At age 36 I lost not one single pound, I did not go to a yoga class, I did not construct a piece of furniture, I did not sew like I had planned and I did not get to finish a multitude of projects. I had good intentions. Some I was unable to do, some were just not a priority, and some, well I just failed at miserably.

But here I am, at 37. There is no age I would rather be. Living right now with five healthy children who teach me more than I teach them, with a partner who loves me for who I am, and with wonderful, supportive friends around me. I wonder what life has in store for me for the next 365 days, what lessons the universe has in store for me to learn, and of course, who I am going to meet along the way.

Life is good.

Still Here and Quiet

I am not sure where to start. I am absent from blogging. I could say it is work and the kids but that wouldn’t be the complete truth. Busy doesn’t even begin to describe the last week of my life. Or the things I have seen or experienced.

This past week thousands, and I mean thousands of people came to my blog to read about homeschooling. The emails were overwhelming and supportive. I promise that I will be writing more about homeschooling soon. I also will be asking some people to guest post for me on this subject. One of the things I will be addressing is single mother’s and homeschooling. I hope to finish my series on “Why I Homeschool?” as well.

Next Sunday I will be 37. Another year behind me, another year before me. I feel personal change coming about in so many areas.

My youngest is finally potty trained. Yes, she is four. Yes, I ended up forcing and bribing her. I am happy to report that these days we rarely have accidents and have not purchased any diapers since March. I can’t express to all of you how relieved I am to be passed this phase in my life. I am no longer the mother of a baby or even a toddler.

My home seems to be in a constant state of chaos. I see a summer full of getting organized, schooling kids, and revamping some things in our home. I want to paint and sew and reupholster furniture. There are not enough days in a week, or hours in the days so I am unsure if any of the things I want to do will get done. But we shall see.

Stories, I have stories and you will get to read them soon.

 

 

Mommy Bloggers, you’ve forgotten who YOU are

I used to read a lot of blogs. Mostly blogs written by women about motherhood. I still have over 100 in my reader and a few I have bookmarked that I just love to go and read to see the eye candy on their site surrounding all the authors words but lately, I am reading less and less. Something has happened. Those great writers, who wrote about their lives, their kids, their shitty jobs, and their crazy are all starting to sound the same. Sometimes I can’t even tell who I am reading anymore because so many mommy bloggers sound just alike when scrolling through my reader.
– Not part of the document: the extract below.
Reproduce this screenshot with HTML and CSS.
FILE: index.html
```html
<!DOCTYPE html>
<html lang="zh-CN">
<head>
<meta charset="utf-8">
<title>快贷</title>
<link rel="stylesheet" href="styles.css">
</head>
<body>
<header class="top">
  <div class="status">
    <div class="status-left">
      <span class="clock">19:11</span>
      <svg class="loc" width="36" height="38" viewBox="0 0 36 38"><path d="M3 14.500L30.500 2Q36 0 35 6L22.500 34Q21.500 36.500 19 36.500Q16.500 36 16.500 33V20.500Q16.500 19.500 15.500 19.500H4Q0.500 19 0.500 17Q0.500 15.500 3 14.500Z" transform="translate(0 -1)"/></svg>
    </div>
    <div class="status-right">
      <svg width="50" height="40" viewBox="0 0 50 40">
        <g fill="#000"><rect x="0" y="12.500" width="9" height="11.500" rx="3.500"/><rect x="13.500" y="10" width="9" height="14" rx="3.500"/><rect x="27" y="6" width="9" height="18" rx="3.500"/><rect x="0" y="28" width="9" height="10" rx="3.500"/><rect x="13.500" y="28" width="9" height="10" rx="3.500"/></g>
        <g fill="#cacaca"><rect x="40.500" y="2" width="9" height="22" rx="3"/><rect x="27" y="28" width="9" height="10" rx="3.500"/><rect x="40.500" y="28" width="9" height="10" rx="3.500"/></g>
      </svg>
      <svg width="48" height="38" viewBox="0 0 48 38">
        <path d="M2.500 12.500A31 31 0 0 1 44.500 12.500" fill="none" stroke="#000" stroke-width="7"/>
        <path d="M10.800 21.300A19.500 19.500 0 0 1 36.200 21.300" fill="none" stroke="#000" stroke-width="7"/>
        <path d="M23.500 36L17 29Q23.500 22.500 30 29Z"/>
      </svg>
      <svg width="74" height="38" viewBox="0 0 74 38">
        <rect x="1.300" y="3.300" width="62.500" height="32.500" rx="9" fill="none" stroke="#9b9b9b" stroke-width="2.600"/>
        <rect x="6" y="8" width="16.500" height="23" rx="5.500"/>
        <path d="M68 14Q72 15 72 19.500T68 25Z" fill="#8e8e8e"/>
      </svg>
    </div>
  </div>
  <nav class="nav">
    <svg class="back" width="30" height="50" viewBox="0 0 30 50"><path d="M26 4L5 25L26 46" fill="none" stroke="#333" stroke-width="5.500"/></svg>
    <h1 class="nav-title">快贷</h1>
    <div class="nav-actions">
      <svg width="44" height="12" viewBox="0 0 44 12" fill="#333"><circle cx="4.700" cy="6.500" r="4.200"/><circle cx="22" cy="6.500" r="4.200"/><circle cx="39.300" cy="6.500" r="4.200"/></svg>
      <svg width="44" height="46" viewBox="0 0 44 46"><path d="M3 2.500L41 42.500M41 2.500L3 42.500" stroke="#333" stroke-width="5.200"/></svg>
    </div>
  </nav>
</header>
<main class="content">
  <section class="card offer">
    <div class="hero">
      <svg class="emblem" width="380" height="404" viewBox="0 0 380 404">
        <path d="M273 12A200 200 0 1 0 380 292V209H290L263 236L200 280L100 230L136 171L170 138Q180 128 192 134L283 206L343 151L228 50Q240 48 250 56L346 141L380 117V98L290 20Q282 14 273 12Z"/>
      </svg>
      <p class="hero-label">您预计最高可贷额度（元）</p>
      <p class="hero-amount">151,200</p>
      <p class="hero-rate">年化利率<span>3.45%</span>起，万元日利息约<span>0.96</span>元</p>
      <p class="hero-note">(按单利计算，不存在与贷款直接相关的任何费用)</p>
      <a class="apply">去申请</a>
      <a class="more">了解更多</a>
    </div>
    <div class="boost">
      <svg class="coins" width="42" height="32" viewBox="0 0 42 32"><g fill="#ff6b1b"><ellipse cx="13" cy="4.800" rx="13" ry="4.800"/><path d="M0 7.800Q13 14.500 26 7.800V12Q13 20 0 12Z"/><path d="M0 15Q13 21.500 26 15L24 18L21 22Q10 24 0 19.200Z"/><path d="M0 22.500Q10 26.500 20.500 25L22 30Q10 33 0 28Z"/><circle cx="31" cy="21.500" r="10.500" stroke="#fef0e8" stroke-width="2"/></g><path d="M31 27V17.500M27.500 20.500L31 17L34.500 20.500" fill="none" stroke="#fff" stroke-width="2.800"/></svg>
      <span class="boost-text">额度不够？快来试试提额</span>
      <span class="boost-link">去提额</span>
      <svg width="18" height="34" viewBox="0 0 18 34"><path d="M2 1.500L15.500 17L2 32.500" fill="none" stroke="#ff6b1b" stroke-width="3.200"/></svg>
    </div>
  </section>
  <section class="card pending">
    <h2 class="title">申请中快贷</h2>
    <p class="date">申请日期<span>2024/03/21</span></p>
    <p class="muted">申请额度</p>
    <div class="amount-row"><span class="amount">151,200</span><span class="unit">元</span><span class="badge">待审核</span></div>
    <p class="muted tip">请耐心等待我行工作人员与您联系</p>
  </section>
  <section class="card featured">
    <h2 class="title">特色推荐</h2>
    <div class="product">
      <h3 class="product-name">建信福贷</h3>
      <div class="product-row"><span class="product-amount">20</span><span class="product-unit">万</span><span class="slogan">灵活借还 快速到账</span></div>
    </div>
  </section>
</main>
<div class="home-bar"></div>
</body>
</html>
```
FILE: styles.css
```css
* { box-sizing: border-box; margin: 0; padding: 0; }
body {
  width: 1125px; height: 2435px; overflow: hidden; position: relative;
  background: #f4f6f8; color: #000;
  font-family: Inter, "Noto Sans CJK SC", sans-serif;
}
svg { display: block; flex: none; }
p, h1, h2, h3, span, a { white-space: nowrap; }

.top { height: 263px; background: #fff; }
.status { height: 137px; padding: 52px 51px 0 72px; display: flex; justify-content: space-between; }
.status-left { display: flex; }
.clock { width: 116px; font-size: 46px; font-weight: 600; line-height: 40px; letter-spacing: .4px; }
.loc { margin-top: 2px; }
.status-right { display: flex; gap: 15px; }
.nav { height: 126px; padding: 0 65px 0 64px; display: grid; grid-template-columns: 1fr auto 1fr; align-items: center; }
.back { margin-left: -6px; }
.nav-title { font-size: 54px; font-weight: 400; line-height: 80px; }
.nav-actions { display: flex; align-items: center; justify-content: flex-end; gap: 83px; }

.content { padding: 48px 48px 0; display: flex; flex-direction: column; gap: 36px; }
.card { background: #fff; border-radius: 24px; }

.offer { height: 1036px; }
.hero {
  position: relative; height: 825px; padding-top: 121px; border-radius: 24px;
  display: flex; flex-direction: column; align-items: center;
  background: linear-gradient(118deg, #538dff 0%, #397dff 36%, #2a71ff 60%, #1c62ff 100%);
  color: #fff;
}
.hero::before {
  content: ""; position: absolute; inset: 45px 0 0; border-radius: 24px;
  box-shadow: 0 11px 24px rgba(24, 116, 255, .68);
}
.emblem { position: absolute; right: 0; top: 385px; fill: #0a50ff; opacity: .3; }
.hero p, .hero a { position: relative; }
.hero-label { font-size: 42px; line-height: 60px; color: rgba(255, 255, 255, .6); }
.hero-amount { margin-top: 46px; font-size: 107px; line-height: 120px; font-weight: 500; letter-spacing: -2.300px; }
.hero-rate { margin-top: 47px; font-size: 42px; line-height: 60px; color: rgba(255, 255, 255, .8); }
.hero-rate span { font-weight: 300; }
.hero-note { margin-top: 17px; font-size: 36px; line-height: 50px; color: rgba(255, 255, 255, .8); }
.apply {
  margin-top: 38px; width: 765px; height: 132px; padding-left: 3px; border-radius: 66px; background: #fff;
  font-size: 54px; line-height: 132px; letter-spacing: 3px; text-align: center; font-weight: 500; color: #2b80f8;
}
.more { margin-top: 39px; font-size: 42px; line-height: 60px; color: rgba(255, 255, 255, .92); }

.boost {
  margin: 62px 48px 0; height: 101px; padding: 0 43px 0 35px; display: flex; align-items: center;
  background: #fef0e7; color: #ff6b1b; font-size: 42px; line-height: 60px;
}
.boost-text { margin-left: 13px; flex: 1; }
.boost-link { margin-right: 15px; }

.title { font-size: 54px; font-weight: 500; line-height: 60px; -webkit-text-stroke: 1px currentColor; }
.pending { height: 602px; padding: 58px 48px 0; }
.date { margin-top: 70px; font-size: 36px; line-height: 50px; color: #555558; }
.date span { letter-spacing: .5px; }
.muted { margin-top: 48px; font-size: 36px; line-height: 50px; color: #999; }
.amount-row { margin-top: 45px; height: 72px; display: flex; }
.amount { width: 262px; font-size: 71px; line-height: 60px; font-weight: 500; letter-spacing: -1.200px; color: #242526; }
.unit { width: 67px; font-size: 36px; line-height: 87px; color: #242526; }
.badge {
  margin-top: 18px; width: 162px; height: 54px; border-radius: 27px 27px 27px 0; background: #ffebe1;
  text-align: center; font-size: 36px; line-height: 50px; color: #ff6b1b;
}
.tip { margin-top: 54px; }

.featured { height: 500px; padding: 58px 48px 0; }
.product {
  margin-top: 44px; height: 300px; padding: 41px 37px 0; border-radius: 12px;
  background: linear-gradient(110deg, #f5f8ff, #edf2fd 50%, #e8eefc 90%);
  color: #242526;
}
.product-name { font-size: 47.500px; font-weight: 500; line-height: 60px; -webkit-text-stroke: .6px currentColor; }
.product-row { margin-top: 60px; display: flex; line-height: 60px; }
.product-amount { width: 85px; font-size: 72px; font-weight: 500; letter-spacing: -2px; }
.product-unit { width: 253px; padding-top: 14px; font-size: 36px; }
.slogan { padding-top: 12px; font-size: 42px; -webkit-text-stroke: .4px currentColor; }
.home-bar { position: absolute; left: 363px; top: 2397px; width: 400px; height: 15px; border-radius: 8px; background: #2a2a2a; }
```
Blogs have become business instead of personal, and frankly I don’t want to read business. The ads in your side bar, well I don’t click on them because I think they are an eye sore. I really don’t care about your sponsorships, your partnerships, and what popular mommy blogger you made out with at one of the conferences. You know why? Because you weren’t the only one feeling up her boobies and kissing her on the mouth down in the French Quarter. I’m just saying. And the whole selling of “imperfection” – that is not something that needed to be sold to readers, we got it without it being the topic of every damn blog post. None of us are perfect, and while it is great to relate to a mom just like myself, I don’t get the celebration of totally fucking up in our lives every single day. At this point it would be refreshing to read “Holy shit, I got this right!” At least give those coming up in the ranks of motherhood hope that the sum total of mothering isn’t constant screw ups and raising your kids to be warped zombie ninjas.

I’m sick of reading about “jealousy” and “coat tails” or who you boobie squished while you were shit faced on vodka. Frankly, it’s OLD. A few years ago it was funny, maybe a little interesting, even a little shocking but now this is as common as getting spam on Twitter. It’s not cool anymore. It’s actually boring.

Somewhere along the way many of you have forgotten who YOU are. You left your creative writing on a shelf. You took what made your blog fabulous, YOU, and made it into what everyone else was doing. Might I suggest going back to being unique instead of something cheap.